**PROBLEM DESCRIPTION:**
Write out all records as given; omit images.

[Front-end source files]

§

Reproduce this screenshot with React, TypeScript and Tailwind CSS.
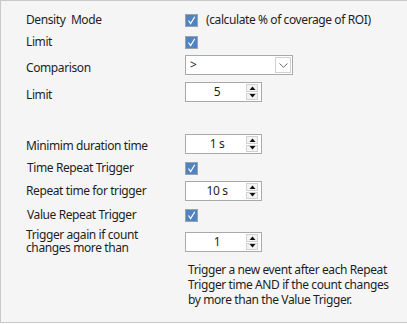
import React from "react";

const font = { fontFamily: '"Noto Sans", "Open Sans", Arial, sans-serif' };

const CheckBox: React.FC = () => (
  <div className="w-[13px] h-[13px] border border-[#9aa3ad] bg-[#4f84c0] flex items-center justify-center">
    <svg width="11" height="11" viewBox="0 0 11 11">
      <path d="M2.5 5.5 L4.6 8.6 L8.8 1.8" fill="none" stroke="#ffffff" strokeWidth="1.2" />
    </svg>
  </div>
);

const SpinBox: React.FC<{ value: string }> = ({ value }) => (
  <div className="w-[77px] h-[20px] border border-[#a9a9a9] bg-white flex items-center">
    <span className="flex-1 text-center text-[12px] leading-none text-[#1e1e1e] pl-[2px]">
      {value}
    </span>
    <div className="w-[12px] h-[16px] mr-[3px] flex flex-col gap-[1px]">
      <div className="flex-1 border border-[#d2d2d2] bg-[#f4f4f4] flex items-center justify-center">
        <svg width="7" height="4" viewBox="0 0 7 4">
          <path d="M0.5 4 L3.5 0.5 L6.5 4 Z" fill="#111111" />
        </svg>
      </div>
      <div className="flex-1 border border-[#d2d2d2] bg-[#f4f4f4] flex items-center justify-center">
        <svg width="7" height="4" viewBox="0 0 7 4">
          <path d="M0.5 0 L3.5 3.5 L6.5 0 Z" fill="#111111" />
        </svg>
      </div>
    </div>
  </div>
);

const ComboBox: React.FC<{ value: string }> = ({ value }) => (
  <div className="w-[108px] h-[20px] border border-[#a9a9a9] bg-white flex items-center">
    <span className="flex-1 pl-[4px] text-[12px] leading-none text-[#1e1e1e]">{value}</span>
    <div className="w-[16px] h-[16px] mr-[1px] border border-[#d0d0d0] bg-white flex items-center justify-center">
      <svg width="9" height="5" viewBox="0 0 9 5">
        <path d="M0.5 0.5 L4.5 4.3 L8.5 0.5" fill="none" stroke="#6a6a6a" strokeWidth="1" />
      </svg>
    </div>
  </div>
);

const Label: React.FC<{ children: React.ReactNode; className?: string }> = ({
  children,
  className = "",
}) => (
  <div className={`w-[159px] shrink-0 text-[12px] text-[#1e1e1e] whitespace-pre ${className}`}>
    {children}
  </div>
);

export default function App() {
  return (
    <div
      className="w-[407px] h-[323px] bg-[#f5f5f5] border-l border-t border-b border-[#c9c9c9] pl-[25px] pt-[9px] tracking-[-0.4px]"
      style={font}
    >
      <div className="h-[20px] flex items-center">
        <Label>Density  Mode</Label>
        <CheckBox />
        <span className="ml-[8px] text-[12px] text-[#1e1e1e]">
          (calculate % of coverage of ROI)
        </span>
      </div>
      <div className="h-[20px] mt-[2px] flex items-center">
        <Label>Limit</Label>
        <CheckBox />
      </div>
      <div className="h-[20px] mt-[3px] flex items-center">
        <Label className="pt-[6px]">Comparison</Label>
        <ComboBox value=">" />
      </div>
      <div className="h-[20px] mt-[7px] flex items-center">
        <Label className="pt-[5px]">Limit</Label>
        <SpinBox value="5" />
      </div>
      <div className="h-[20px] mt-[32px] flex items-center">
        <Label className="pt-[4px]">Minimim duration time</Label>
        <SpinBox value="1 s" />
      </div>
      <div className="h-[20px] mt-[4px] flex items-center">
        <Label className="pl-[1px]">Time Repeat Trigger</Label>
        <CheckBox />
      </div>
      <div className="h-[20px] mt-[3px] flex items-center">
        <Label>Repeat time for trigger</Label>
        <SpinBox value="10 s" />
      </div>
      <div className="h-[20px] mt-[4px] flex items-center">
        <Label className="pl-[1px]">Value Repeat Trigger</Label>
        <CheckBox />
      </div>
      <div className="h-[20px] mt-[7px] flex items-start">
        <Label className="-mt-[4px] leading-[13px]">
          {"Trigger again if count\nchanges more than"}
        </Label>
        <SpinBox value="1" />
      </div>
      <p className="mt-[10px] ml-[162px] w-[208px] text-[12px] leading-[15px] text-[#1e1e1e]">
        Trigger a new event after each Repeat Trigger time AND if the count changes by more
        than the Value Trigger.
      </p>
    </div>
  );
}
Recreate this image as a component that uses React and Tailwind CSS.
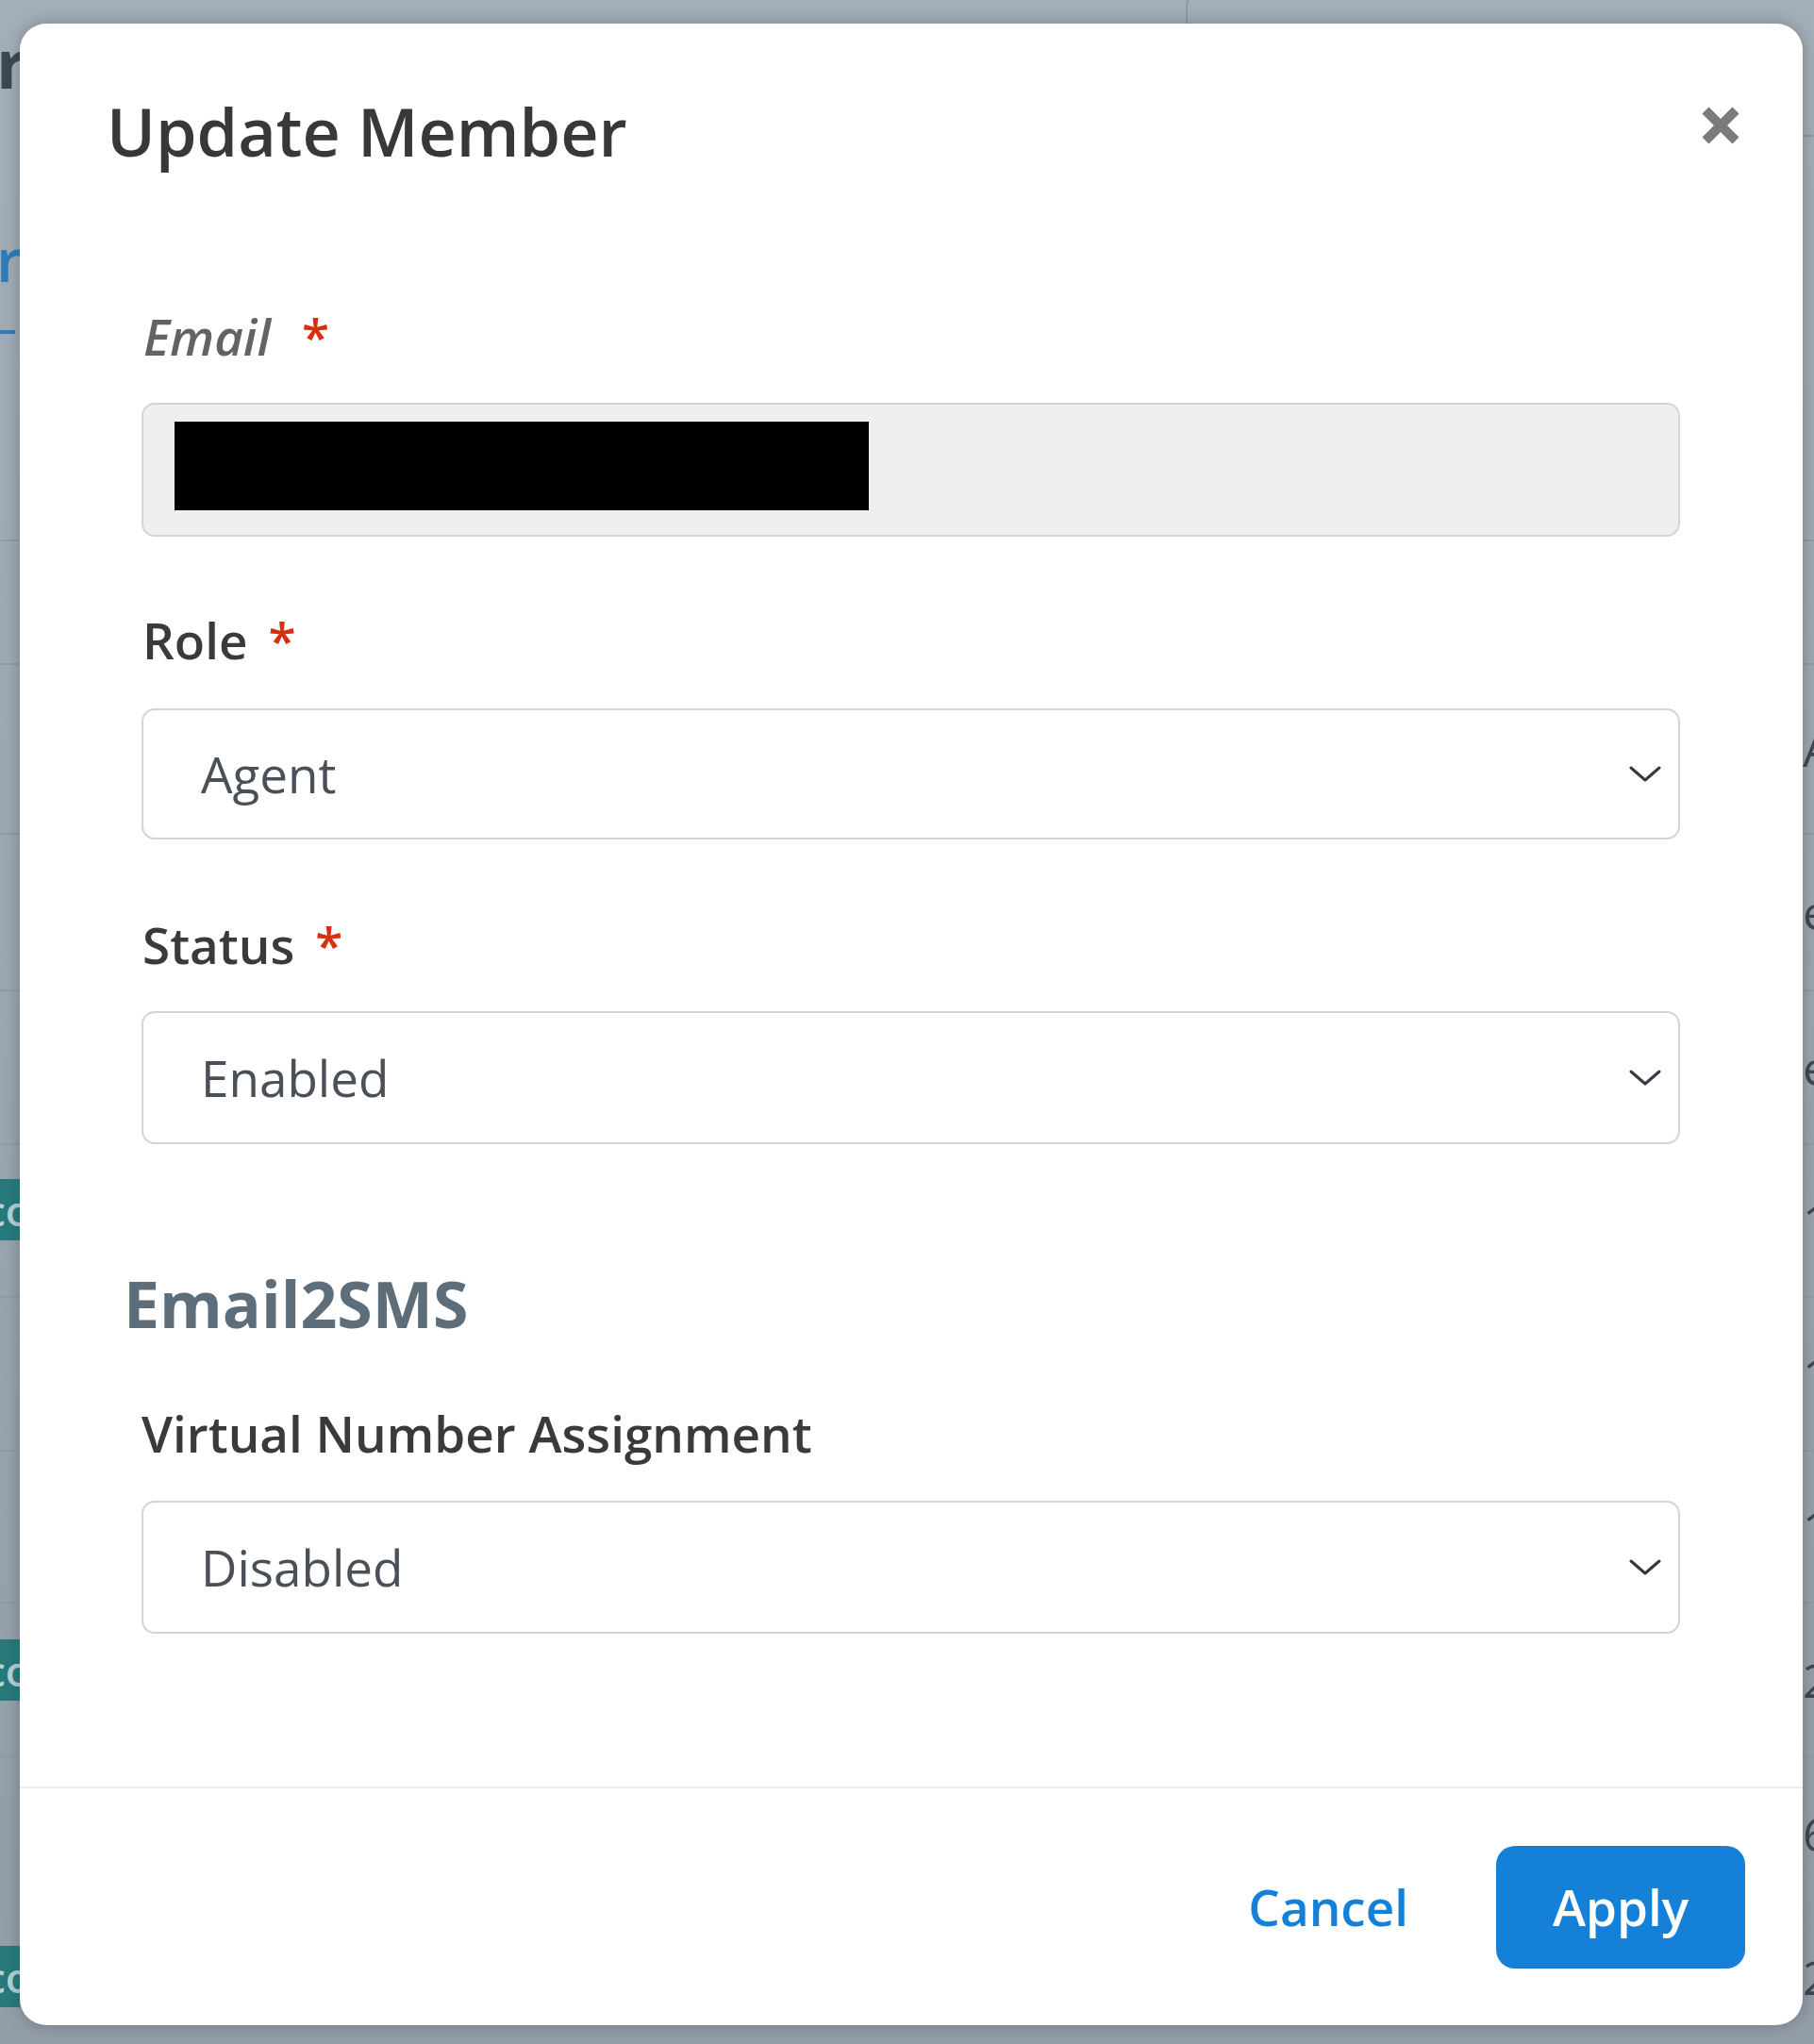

§

**ANSWER TO THIS TASK:**
Reproduce this screenshot with React, TypeScript and Tailwind CSS.
import React from "react";

const font = { fontFamily: '"Noto Sans", "Open Sans", Arial, sans-serif' };

const CheckBox: React.FC = () => (
  <div className="w-[13px] h-[13px] border border-[#9aa3ad] bg-[#4f84c0] flex items-center justify-center">
    <svg width="11" height="11" viewBox="0 0 11 11">
      <path d="M2.5 5.5 L4.6 8.6 L8.8 1.8" fill="none" stroke="#ffffff" strokeWidth="1.2" />
    </svg>
  </div>
);

const SpinBox: React.FC<{ value: string }> = ({ value }) => (
  <div className="w-[77px] h-[20px] border border-[#a9a9a9] bg-white flex items-center">
    <span className="flex-1 text-center text-[12px] leading-none text-[#1e1e1e] pl-[2px]">
      {value}
    </span>
    <div className="w-[12px] h-[16px] mr-[3px] flex flex-col gap-[1px]">
      <div className="flex-1 border border-[#d2d2d2] bg-[#f4f4f4] flex items-center justify-center">
        <svg width="7" height="4" viewBox="0 0 7 4">
          <path d="M0.5 4 L3.5 0.5 L6.5 4 Z" fill="#111111" />
        </svg>
      </div>
      <div className="flex-1 border border-[#d2d2d2] bg-[#f4f4f4] flex items-center justify-center">
        <svg width="7" height="4" viewBox="0 0 7 4">
          <path d="M0.5 0 L3.5 3.5 L6.5 0 Z" fill="#111111" />
        </svg>
      </div>
    </div>
  </div>
);

const ComboBox: React.FC<{ value: string }> = ({ value }) => (
  <div className="w-[108px] h-[20px] border border-[#a9a9a9] bg-white flex items-center">
    <span className="flex-1 pl-[4px] text-[12px] leading-none text-[#1e1e1e]">{value}</span>
    <div className="w-[16px] h-[16px] mr-[1px] border border-[#d0d0d0] bg-white flex items-center justify-center">
      <svg width="9" height="5" viewBox="0 0 9 5">
        <path d="M0.5 0.5 L4.5 4.3 L8.5 0.5" fill="none" stroke="#6a6a6a" strokeWidth="1" />
      </svg>
    </div>
  </div>
);

const Label: React.FC<{ children: React.ReactNode; className?: string }> = ({
  children,
  className = "",
}) => (
  <div className={`w-[159px] shrink-0 text-[12px] text-[#1e1e1e] whitespace-pre ${className}`}>
    {children}
  </div>
);

export default function App() {
  return (
    <div
      className="w-[407px] h-[323px] bg-[#f5f5f5] border-l border-t border-b border-[#c9c9c9] pl-[25px] pt-[9px] tracking-[-0.4px]"
      style={font}
    >
      <div className="h-[20px] flex items-center">
        <Label>Density  Mode</Label>
        <CheckBox />
        <span className="ml-[8px] text-[12px] text-[#1e1e1e]">
          (calculate % of coverage of ROI)
        </span>
      </div>
      <div className="h-[20px] mt-[2px] flex items-center">
        <Label>Limit</Label>
        <CheckBox />
      </div>
      <div className="h-[20px] mt-[3px] flex items-center">
        <Label className="pt-[6px]">Comparison</Label>
        <ComboBox value=">" />
      </div>
      <div className="h-[20px] mt-[7px] flex items-center">
        <Label className="pt-[5px]">Limit</Label>
        <SpinBox value="5" />
      </div>
      <div className="h-[20px] mt-[32px] flex items-center">
        <Label className="pt-[4px]">Minimim duration time</Label>
        <SpinBox value="1 s" />
      </div>
      <div className="h-[20px] mt-[4px] flex items-center">
        <Label className="pl-[1px]">Time Repeat Trigger</Label>
        <CheckBox />
      </div>
      <div className="h-[20px] mt-[3px] flex items-center">
        <Label>Repeat time for trigger</Label>
        <SpinBox value="10 s" />
      </div>
      <div className="h-[20px] mt-[4px] flex items-center">
        <Label className="pl-[1px]">Value Repeat Trigger</Label>
        <CheckBox />
      </div>
      <div className="h-[20px] mt-[7px] flex items-start">
        <Label className="-mt-[4px] leading-[13px]">
          {"Trigger again if count\nchanges more than"}
        </Label>
        <SpinBox value="1" />
      </div>
      <p className="mt-[10px] ml-[162px] w-[208px] text-[12px] leading-[15px] text-[#1e1e1e]">
        Trigger a new event after each Repeat Trigger time AND if the count changes by more
        than the Value Trigger.
      </p>
    </div>
  );
}
Recreate this image as a component that uses React and Tailwind CSS.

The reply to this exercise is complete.